Talk About Consequences
When an individual doesn’t realize how harmful their behavior is and continues with their microaggressions, victims should talk about the consequences. They should speak with Human Resources and offer detailed documentation of all the discriminatory incidents. Keeping a record of every microaggression, including the date, time, and location, is helpful. Witnesses, if available, will also be of assistance. Additionally, before speaking to HR, anyone needs to know their rights. Being familiar with company policies about discrimination and harassment will help individuals support their claims further. If needed, HR will carve out strategies to address and solve the issue at hand.
Acknowledge And Apologize
After someone has informed a colleague about the impact of their microaggression, they should own up to it and apologize. They must acknowledge their wrongdoing, even if it was completely unintentional. Colleagues can be fully honest and express their lack of knowledge or education on a specific matter. As a result, victims are more likely to feel that their emotions are respected and that their coworkers value them. Also, an apology goes a long way toward repairing damaged relationships. However, one shouldn’t expect that the person who has been wronged will accept it or must do so.

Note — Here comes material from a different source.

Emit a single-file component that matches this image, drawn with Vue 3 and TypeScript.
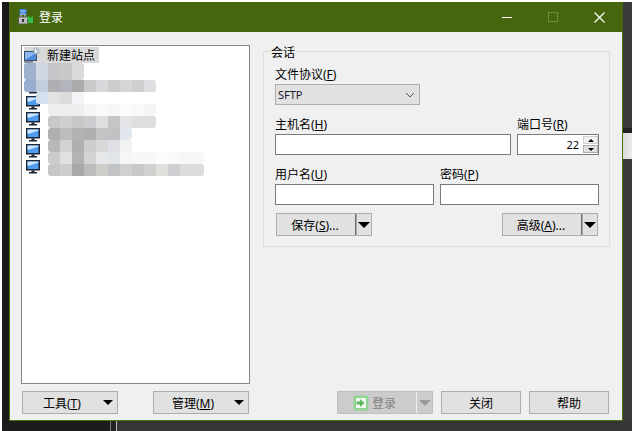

Educate Yourself And Raise Awareness
The first step after a colleague confronts their aggressor is for the latter to educate themselves. From reading books and articles to watching documentaries, there are a myriad of helpful resources. They will uncover one’s biases and misconceptions about marginalized groups and work toward fixing them. As a result, people will be able to be “microresistant” and stand up on other people’s behalf. In other words, they will engage in active allyship and help underrepresented groups find their voices and confidence in the workplace. Consequently, they will be raising awareness regarding unconscious biases and stereotypes expressed at work.
Advocate For Policy Changes
Someone who understands how microaggressions impact victims can potentially be a great advocate. Colleagues who belong to more privileged groups can hold a survey and ask underrepresented people how they feel about the levels of equity, diversity, and inclusion in the company. Depending on the results, they can go even further and ask upper management for more resources to support marginalized groups. Additionally, they can push for the creation of learning courses so that everyone learns the appropriate way to speak to their colleagues.
While microaggressions happen on an individual level, companies and managers have a responsibility to be aware of such occurrences. Letting them go unchecked can ingrain them into corporate culture and create severe obstacles to teamwork. HR professionals need to correct discriminatory behaviors and offer support to victims. As a result, workers feel respected and included and will most likely stay with their employer for the long term.